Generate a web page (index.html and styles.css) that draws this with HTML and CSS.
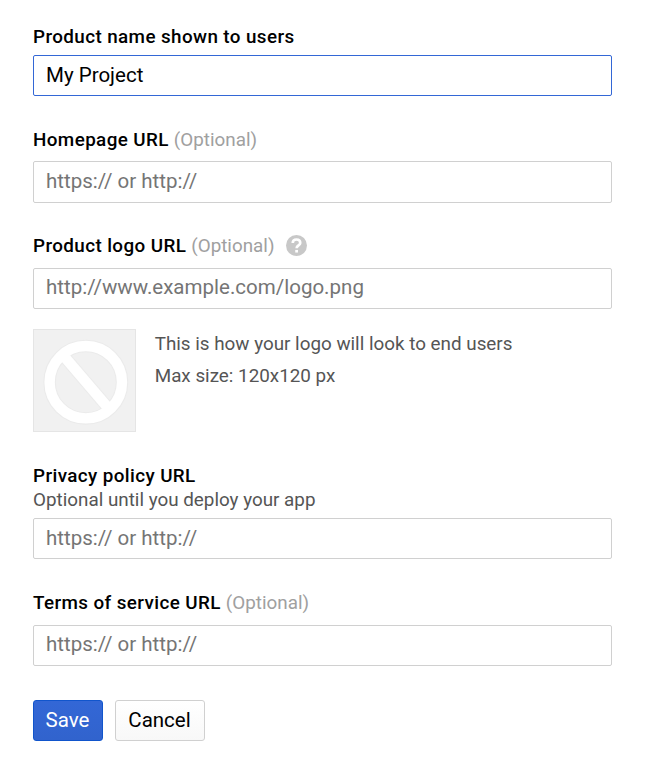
FILE: index.html
```html
<!DOCTYPE html>
<html lang="en">
<head>
<meta charset="utf-8">
<title>Product details</title>
<link rel="stylesheet" href="styles.css">
</head>
<body>
<form class="form">
  <div class="field field-name">
    <label class="label" for="name">Product name shown to users</label>
    <input class="input input-active" id="name" type="text" value="My Project">
  </div>
  <div class="field field-home">
    <label class="label" for="home">Homepage URL<span class="optional">(Optional)</span></label>
    <input class="input" id="home" type="text" placeholder="https:// or http://">
  </div>
  <div class="field field-logo">
    <label class="label" for="logo">Product logo URL<span class="optional">(Optional)</span><svg class="help" viewBox="0 0 20 20"><circle class="help-disc" cx="10" cy="10" r="10"/><path class="help-mark" d="M6.400 7.700C6.400 5.500 7.900 4.300 10 4.300s3.600 1.200 3.600 3.200c0 2.300-3.500 2.400-3.500 5"/><path class="help-dot" d="M8.800 14.200h2.600v2.500H8.800z"/></svg></label>
    <input class="input" id="logo" type="text" placeholder="http://www.example.com/logo.png">
  </div>
  <div class="preview">
    <svg class="preview-image" viewBox="0 0 103 103">
      <rect class="preview-box" x=".5" y=".5" width="102" height="102"/>
      <g class="preview-edge"><circle cx="52.800" cy="53.200" r="36.200"/><path d="M29.500 25.500 76.500 80.500"/></g>
      <g class="preview-ring"><circle cx="52.800" cy="53.200" r="36.200"/><path d="M29.500 25.500 76.500 80.500"/></g>
    </svg>
    <div class="preview-text">
      <p>This is how your logo will look to end users</p>
      <p>Max size: 120x120 px</p>
    </div>
  </div>
  <div class="field field-privacy">
    <label class="label" for="privacy">Privacy policy URL</label>
    <p class="hint">Optional until you deploy your app</p>
    <input class="input" id="privacy" type="text" placeholder="https:// or http://">
  </div>
  <div class="field field-terms">
    <label class="label" for="terms">Terms of service URL<span class="optional">(Optional)</span></label>
    <input class="input" id="terms" type="text" placeholder="https:// or http://">
  </div>
  <div class="actions">
    <button class="button button-primary" type="button">Save</button>
    <button class="button" type="button">Cancel</button>
  </div>
</form>
</body>
</html>
```
FILE: styles.css
```css
* { box-sizing: border-box; }
body { margin: 0; background: #fff; font-family: Roboto, sans-serif; font-size: 18.83px; line-height: 24px; color: #555; }
p { margin: 0; }
.form { width: 656px; padding: 25px 44px 0 33px; }
.field { display: flex; flex-direction: column; }
.label { display: flex; align-items: center; height: 24px; color: #000; font-weight: 500; letter-spacing: .4px; }
.optional { margin-left: 5px; color: #a0a0a0; font-weight: 400; letter-spacing: 0; }
.help { width: 21px; height: 21px; margin: 0 0 2px 12px; }
.help-disc { fill: #c8c8c8; }
.help-mark { fill: none; stroke: #fff; stroke-width: 2.500; }
.help-dot { fill: #fff; }
.input { width: 579px; height: 41px; margin-top: 6px; padding: 0 12px 2px; border: 1px solid #d0d0d0; border-radius: 2px; background: #fff; color: #000; font: 400 20.53px/24px Roboto, sans-serif; outline: none; }
.input::placeholder { color: #757575; opacity: 1; }
.input-active { border-color: #3367d6; }
.field-home { margin-top: 32px; }
.field-home .input { height: 42px; margin-top: 9px; }
.field-logo { margin-top: 31px; }
.field-logo .input, .field-terms .input { margin-top: 10px; padding-bottom: 4px; }
.preview { display: flex; gap: 18.7px; margin-top: 20px; }
.preview-image { width: 103px; height: 103px; }
.preview-box { fill: #f1f1f1; stroke: #e5e5e5; }
.preview-edge { fill: none; stroke: #ebebeb; stroke-width: 12.500; }
.preview-ring { fill: none; stroke: #fff; stroke-width: 10.400; }
.preview-text { line-height: 32px; margin-top: -1px; }
.field-privacy { margin-top: 32px; }
.field-terms { margin-top: 32px; }
.actions { display: flex; gap: 12px; margin-top: 34px; }
.button { width: 90px; height: 41px; padding: 0 1px 2px 0; border: 1px solid #d0d0d0; border-radius: 3px; background: linear-gradient(#fff, #f8f8f8); color: #000; font: 400 20.5px/24px Roboto, sans-serif; }
.button-primary { width: 70px; border-color: #1155cc; background: linear-gradient(#3367d6, #3163cd); color: #fff; }
```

▶ [SET TASK]
Write out the whole listing exactly, and drop the pictures.

▶ [TASK OUTPUT]
Generate a web page (index.html and styles.css) that draws this with HTML and CSS.
FILE: index.html
```html
<!DOCTYPE html>
<html lang="en">
<head>
<meta charset="utf-8">
<title>Product details</title>
<link rel="stylesheet" href="styles.css">
</head>
<body>
<form class="form">
  <div class="field field-name">
    <label class="label" for="name">Product name shown to users</label>
    <input class="input input-active" id="name" type="text" value="My Project">
  </div>
  <div class="field field-home">
    <label class="label" for="home">Homepage URL<span class="optional">(Optional)</span></label>
    <input class="input" id="home" type="text" placeholder="https:// or http://">
  </div>
  <div class="field field-logo">
    <label class="label" for="logo">Product logo URL<span class="optional">(Optional)</span><svg class="help" viewBox="0 0 20 20"><circle class="help-disc" cx="10" cy="10" r="10"/><path class="help-mark" d="M6.400 7.700C6.400 5.500 7.900 4.300 10 4.300s3.600 1.200 3.600 3.200c0 2.300-3.500 2.400-3.500 5"/><path class="help-dot" d="M8.800 14.200h2.600v2.500H8.800z"/></svg></label>
    <input class="input" id="logo" type="text" placeholder="http://www.example.com/logo.png">
  </div>
  <div class="preview">
    <svg class="preview-image" viewBox="0 0 103 103">
      <rect class="preview-box" x=".5" y=".5" width="102" height="102"/>
      <g class="preview-edge"><circle cx="52.800" cy="53.200" r="36.200"/><path d="M29.500 25.500 76.500 80.500"/></g>
      <g class="preview-ring"><circle cx="52.800" cy="53.200" r="36.200"/><path d="M29.500 25.500 76.500 80.500"/></g>
    </svg>
    <div class="preview-text">
      <p>This is how your logo will look to end users</p>
      <p>Max size: 120x120 px</p>
    </div>
  </div>
  <div class="field field-privacy">
    <label class="label" for="privacy">Privacy policy URL</label>
    <p class="hint">Optional until you deploy your app</p>
    <input class="input" id="privacy" type="text" placeholder="https:// or http://">
  </div>
  <div class="field field-terms">
    <label class="label" for="terms">Terms of service URL<span class="optional">(Optional)</span></label>
    <input class="input" id="terms" type="text" placeholder="https:// or http://">
  </div>
  <div class="actions">
    <button class="button button-primary" type="button">Save</button>
    <button class="button" type="button">Cancel</button>
  </div>
</form>
</body>
</html>
```
FILE: styles.css
```css
* { box-sizing: border-box; }
body { margin: 0; background: #fff; font-family: Roboto, sans-serif; font-size: 18.83px; line-height: 24px; color: #555; }
p { margin: 0; }
.form { width: 656px; padding: 25px 44px 0 33px; }
.field { display: flex; flex-direction: column; }
.label { display: flex; align-items: center; height: 24px; color: #000; font-weight: 500; letter-spacing: .4px; }
.optional { margin-left: 5px; color: #a0a0a0; font-weight: 400; letter-spacing: 0; }
.help { width: 21px; height: 21px; margin: 0 0 2px 12px; }
.help-disc { fill: #c8c8c8; }
.help-mark { fill: none; stroke: #fff; stroke-width: 2.500; }
.help-dot { fill: #fff; }
.input { width: 579px; height: 41px; margin-top: 6px; padding: 0 12px 2px; border: 1px solid #d0d0d0; border-radius: 2px; background: #fff; color: #000; font: 400 20.53px/24px Roboto, sans-serif; outline: none; }
.input::placeholder { color: #757575; opacity: 1; }
.input-active { border-color: #3367d6; }
.field-home { margin-top: 32px; }
.field-home .input { height: 42px; margin-top: 9px; }
.field-logo { margin-top: 31px; }
.field-logo .input, .field-terms .input { margin-top: 10px; padding-bottom: 4px; }
.preview { display: flex; gap: 18.7px; margin-top: 20px; }
.preview-image { width: 103px; height: 103px; }
.preview-box { fill: #f1f1f1; stroke: #e5e5e5; }
.preview-edge { fill: none; stroke: #ebebeb; stroke-width: 12.500; }
.preview-ring { fill: none; stroke: #fff; stroke-width: 10.400; }
.preview-text { line-height: 32px; margin-top: -1px; }
.field-privacy { margin-top: 32px; }
.field-terms { margin-top: 32px; }
.actions { display: flex; gap: 12px; margin-top: 34px; }
.button { width: 90px; height: 41px; padding: 0 1px 2px 0; border: 1px solid #d0d0d0; border-radius: 3px; background: linear-gradient(#fff, #f8f8f8); color: #000; font: 400 20.5px/24px Roboto, sans-serif; }
.button-primary { width: 70px; border-color: #1155cc; background: linear-gradient(#3367d6, #3163cd); color: #fff; }
```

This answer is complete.